Task statement — Skip any picture you find and retype all the remaining lines exactly.

Supplied data —
_ _ _
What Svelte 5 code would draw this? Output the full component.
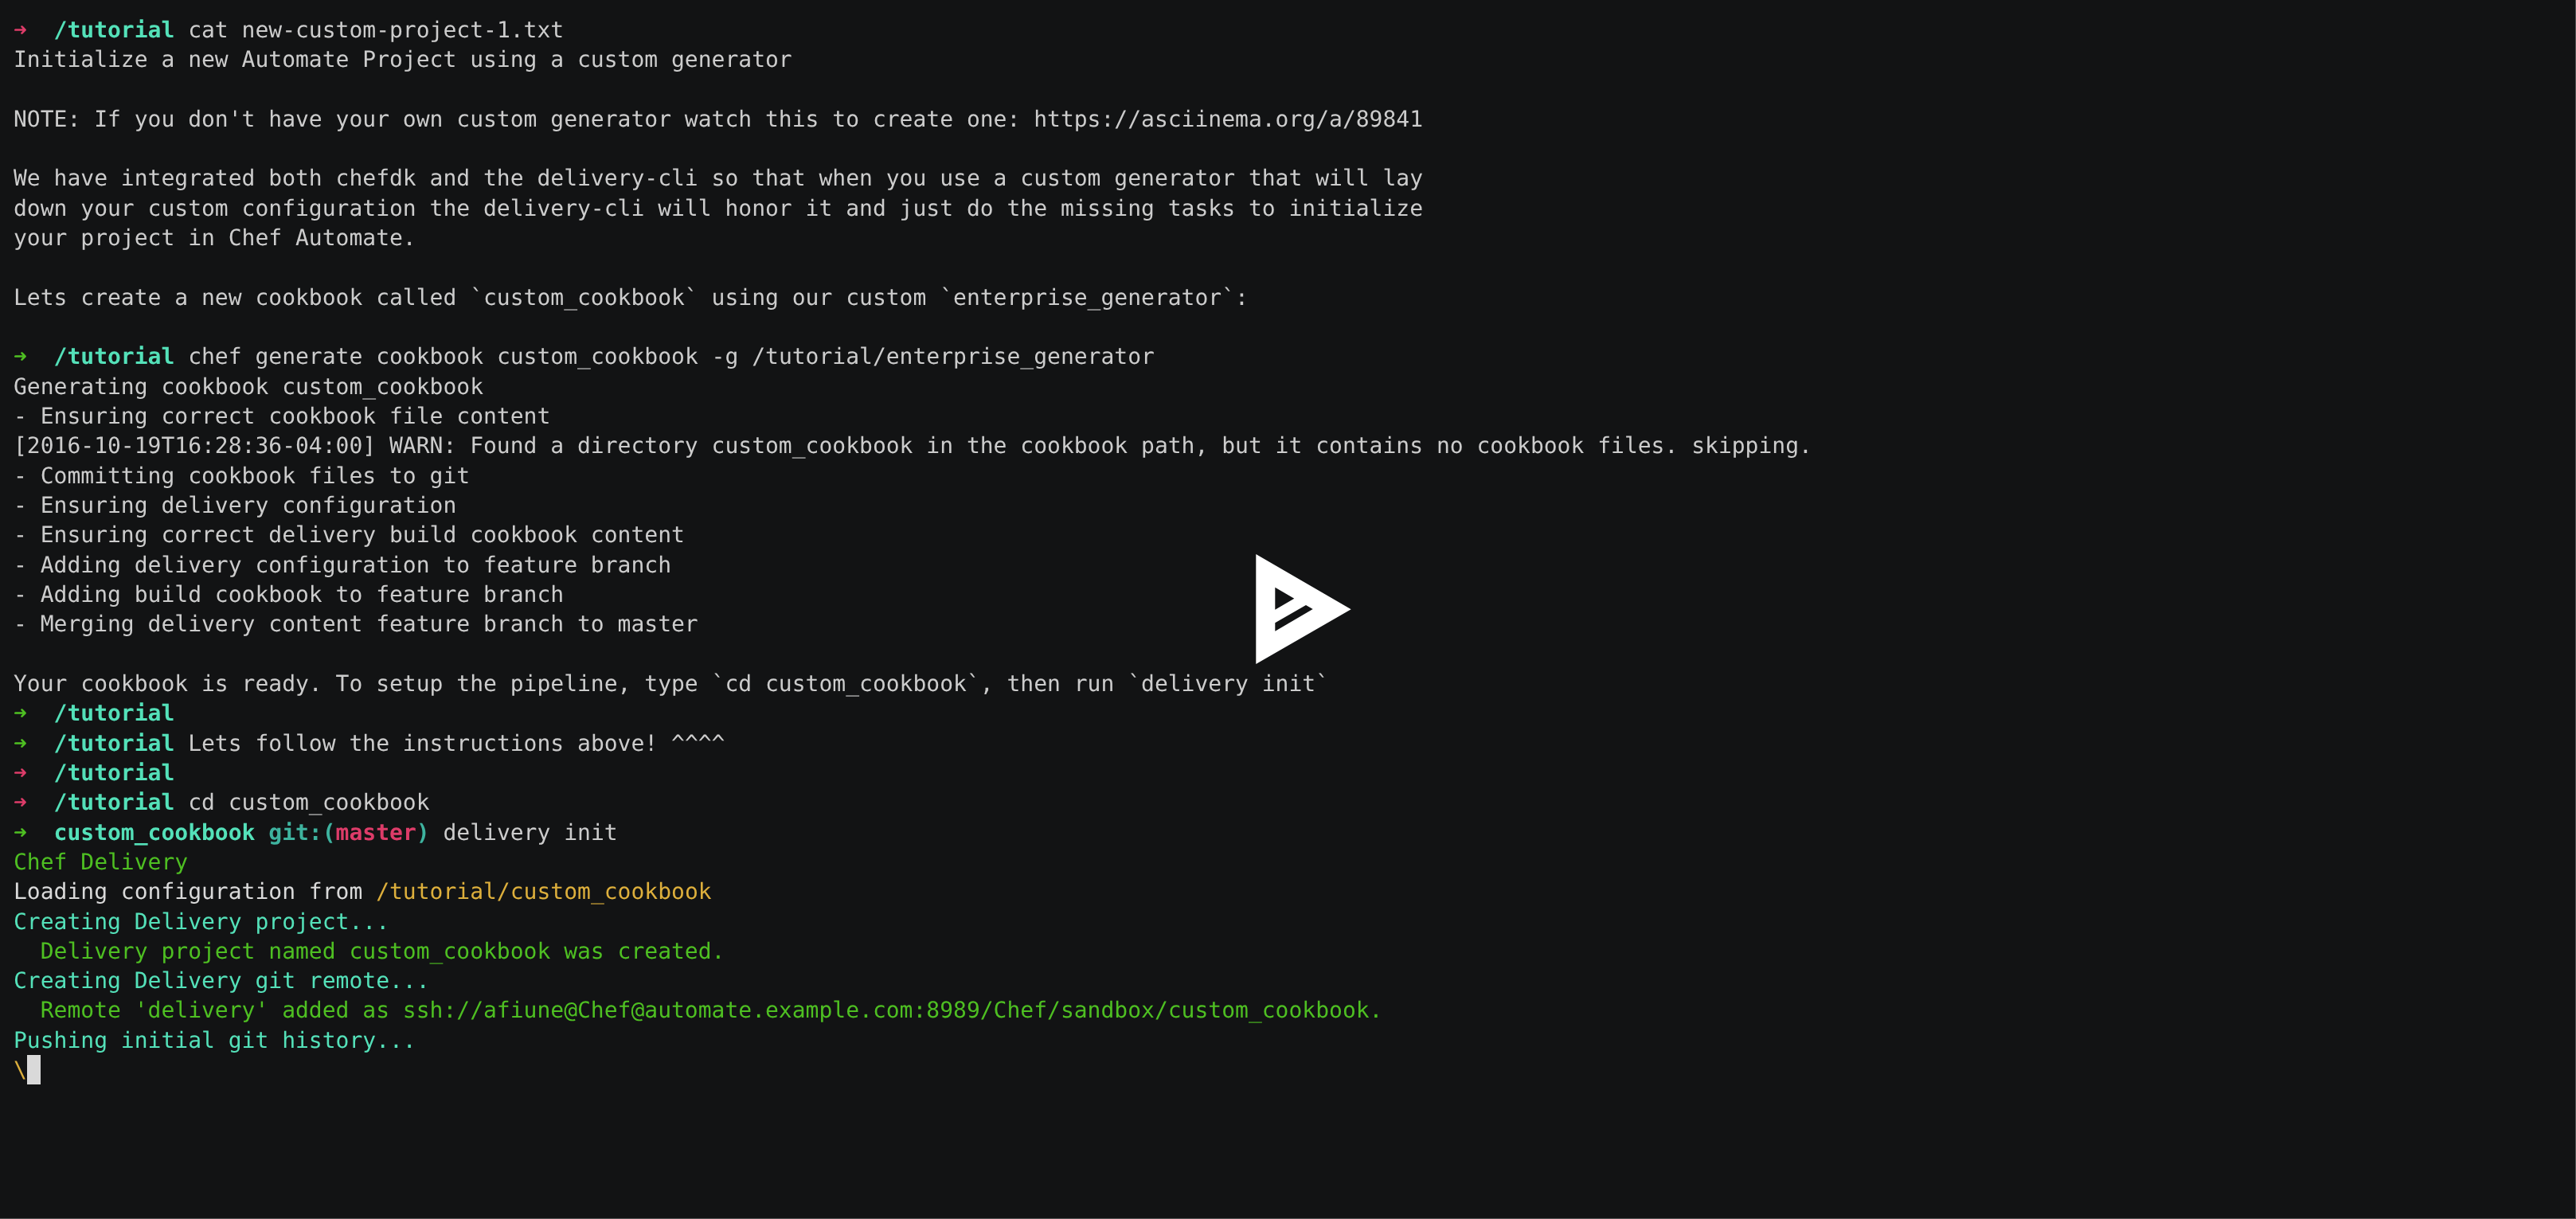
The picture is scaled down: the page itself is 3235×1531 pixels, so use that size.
<script>
  const cyan = 'c';
  const prompt = (ok, rest) => [
    [ok ? 'arrow-ok' : 'arrow-bad', '➜  '],
    ['path', '/tutorial'],
    ['', rest ? ' ' + rest : ''],
  ];
  const txt = (s) => [['', s]];

  const lines = [
    prompt(false, 'cat new-custom-project-1.txt'),
    txt('Initialize a new Automate Project using a custom generator'),
    txt(''),
    txt("NOTE: If you don't have your own custom generator watch this to create one: https://asciinema.org/a/89841"),
    txt(''),
    txt('We have integrated both chefdk and the delivery-cli so that when you use a custom generator that will lay'),
    txt('down your custom configuration the delivery-cli will honor it and just do the missing tasks to initialize'),
    txt('your project in Chef Automate.'),
    txt(''),
    txt('Lets create a new cookbook called `custom_cookbook` using our custom `enterprise_generator`:'),
    txt(''),
    prompt(true, 'chef generate cookbook custom_cookbook -g /tutorial/enterprise_generator'),
    txt('Generating cookbook custom_cookbook'),
    txt('- Ensuring correct cookbook file content'),
    txt('[2016-10-19T16:28:36-04:00] WARN: Found a directory custom_cookbook in the cookbook path, but it contains no cookbook files. skipping.'),
    txt('- Committing cookbook files to git'),
    txt('- Ensuring delivery configuration'),
    txt('- Ensuring correct delivery build cookbook content'),
    txt('- Adding delivery configuration to feature branch'),
    txt('- Adding build cookbook to feature branch'),
    txt('- Merging delivery content feature branch to master'),
    txt(''),
    txt('Your cookbook is ready. To setup the pipeline, type `cd custom_cookbook`, then run `delivery init`'),
    prompt(true, ''),
    prompt(true, 'Lets follow the instructions above! ^^^^'),
    prompt(false, ''),
    prompt(false, 'cd custom_cookbook'),
    [
      ['arrow-ok', '➜  '],
      ['path', 'custom_cookbook '],
      ['git', 'git:('],
      ['branch', 'master'],
      ['git', ')'],
      ['', ' delivery init'],
    ],
    [['green', 'Chef Delivery']],
    [['white', 'Loading configuration from '], ['yellow', '/tutorial/custom_cookbook']],
    [[cyan, 'Creating Delivery project...']],
    [['green', '  Delivery project named custom_cookbook was created.']],
    [[cyan, 'Creating Delivery git remote...']],
    [['green', "  Remote 'delivery' added as ssh://afiune@Chef@automate.example.com:8989/Chef/sandbox/custom_cookbook."]],
    [[cyan, 'Pushing initial git history...']],
    [['yellow', '\\'], ['cursor', ' ']],
  ];
</script>

<div class="player">
  <div class="term">
    {#each lines as line}
      <div class="line">{#each line as [cls, text]}<span class={cls}>{text}</span>{/each}</div>
    {/each}
  </div>
  <svg class="play" viewBox="1577 696 120 138" aria-label="Play">
    <path
      fill-rule="evenodd"
      d="M1577.3 696 L1696.7 765.3 L1577.3 834 Z M1601.3 737.7 L1601.3 765.7 L1625.3 751.7 Z M1640 760 L1601.3 782.3 L1601.3 792.7 L1648.7 765 Z"
    />
  </svg>
</div>

<style>
  :global(body) {
    margin: 0;
    background: #121314;
  }

  .player {
    position: relative;
    box-sizing: border-box;
    width: 3235px;
    height: 1531px;
    background: #121314;
    border-right: 1px solid #555;
    border-bottom: 1px solid #555;
    overflow: hidden;
  }

  .term {
    padding: 18.67px 0 0 17px;
    font-family: "DejaVu Sans Mono", monospace;
    font-size: 28px;
    line-height: 37.33px;
    color: #cccccc;
    white-space: pre;
    text-rendering: geometricPrecision;
    will-change: transform;
  }

  .line {
    height: 37.33px;
  }

  .arrow-ok {
    color: #4ebf22;
    font-weight: bold;
  }

  .arrow-bad,
  .branch {
    color: #dd3c69;
    font-weight: bold;
  }

  .path {
    color: #54e1b9;
    font-weight: bold;
  }

  .git {
    color: #3eb39f;
    font-weight: bold;
  }

  .green { color: #4ebf22; }
  .yellow { color: #ddaf3c; }
  .c { color: #54e1b9; }
  .white { color: #d9d9d9; }

  .cursor {
    display: inline-block;
    height: 37.33px;
    vertical-align: top;
    background: #d9d9d9;
  }

  .play {
    position: absolute;
    left: 1577px;
    top: 696px;
    width: 120px;
    height: 138px;
    fill: #fff;
  }
</style>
_ _ _
Reply —
What Svelte 5 code would draw this? Output the full component.
The picture is scaled down: the page itself is 3235×1531 pixels, so use that size.
<script>
  const cyan = 'c';
  const prompt = (ok, rest) => [
    [ok ? 'arrow-ok' : 'arrow-bad', '➜  '],
    ['path', '/tutorial'],
    ['', rest ? ' ' + rest : ''],
  ];
  const txt = (s) => [['', s]];

  const lines = [
    prompt(false, 'cat new-custom-project-1.txt'),
    txt('Initialize a new Automate Project using a custom generator'),
    txt(''),
    txt("NOTE: If you don't have your own custom generator watch this to create one: https://asciinema.org/a/89841"),
    txt(''),
    txt('We have integrated both chefdk and the delivery-cli so that when you use a custom generator that will lay'),
    txt('down your custom configuration the delivery-cli will honor it and just do the missing tasks to initialize'),
    txt('your project in Chef Automate.'),
    txt(''),
    txt('Lets create a new cookbook called `custom_cookbook` using our custom `enterprise_generator`:'),
    txt(''),
    prompt(true, 'chef generate cookbook custom_cookbook -g /tutorial/enterprise_generator'),
    txt('Generating cookbook custom_cookbook'),
    txt('- Ensuring correct cookbook file content'),
    txt('[2016-10-19T16:28:36-04:00] WARN: Found a directory custom_cookbook in the cookbook path, but it contains no cookbook files. skipping.'),
    txt('- Committing cookbook files to git'),
    txt('- Ensuring delivery configuration'),
    txt('- Ensuring correct delivery build cookbook content'),
    txt('- Adding delivery configuration to feature branch'),
    txt('- Adding build cookbook to feature branch'),
    txt('- Merging delivery content feature branch to master'),
    txt(''),
    txt('Your cookbook is ready. To setup the pipeline, type `cd custom_cookbook`, then run `delivery init`'),
    prompt(true, ''),
    prompt(true, 'Lets follow the instructions above! ^^^^'),
    prompt(false, ''),
    prompt(false, 'cd custom_cookbook'),
    [
      ['arrow-ok', '➜  '],
      ['path', 'custom_cookbook '],
      ['git', 'git:('],
      ['branch', 'master'],
      ['git', ')'],
      ['', ' delivery init'],
    ],
    [['green', 'Chef Delivery']],
    [['white', 'Loading configuration from '], ['yellow', '/tutorial/custom_cookbook']],
    [[cyan, 'Creating Delivery project...']],
    [['green', '  Delivery project named custom_cookbook was created.']],
    [[cyan, 'Creating Delivery git remote...']],
    [['green', "  Remote 'delivery' added as ssh://afiune@Chef@automate.example.com:8989/Chef/sandbox/custom_cookbook."]],
    [[cyan, 'Pushing initial git history...']],
    [['yellow', '\\'], ['cursor', ' ']],
  ];
</script>

<div class="player">
  <div class="term">
    {#each lines as line}
      <div class="line">{#each line as [cls, text]}<span class={cls}>{text}</span>{/each}</div>
    {/each}
  </div>
  <svg class="play" viewBox="1577 696 120 138" aria-label="Play">
    <path
      fill-rule="evenodd"
      d="M1577.3 696 L1696.7 765.3 L1577.3 834 Z M1601.3 737.7 L1601.3 765.7 L1625.3 751.7 Z M1640 760 L1601.3 782.3 L1601.3 792.7 L1648.7 765 Z"
    />
  </svg>
</div>

<style>
  :global(body) {
    margin: 0;
    background: #121314;
  }

  .player {
    position: relative;
    box-sizing: border-box;
    width: 3235px;
    height: 1531px;
    background: #121314;
    border-right: 1px solid #555;
    border-bottom: 1px solid #555;
    overflow: hidden;
  }

  .term {
    padding: 18.67px 0 0 17px;
    font-family: "DejaVu Sans Mono", monospace;
    font-size: 28px;
    line-height: 37.33px;
    color: #cccccc;
    white-space: pre;
    text-rendering: geometricPrecision;
    will-change: transform;
  }

  .line {
    height: 37.33px;
  }

  .arrow-ok {
    color: #4ebf22;
    font-weight: bold;
  }

  .arrow-bad,
  .branch {
    color: #dd3c69;
    font-weight: bold;
  }

  .path {
    color: #54e1b9;
    font-weight: bold;
  }

  .git {
    color: #3eb39f;
    font-weight: bold;
  }

  .green { color: #4ebf22; }
  .yellow { color: #ddaf3c; }
  .c { color: #54e1b9; }
  .white { color: #d9d9d9; }

  .cursor {
    display: inline-block;
    height: 37.33px;
    vertical-align: top;
    background: #d9d9d9;
  }

  .play {
    position: absolute;
    left: 1577px;
    top: 696px;
    width: 120px;
    height: 138px;
    fill: #fff;
  }
</style>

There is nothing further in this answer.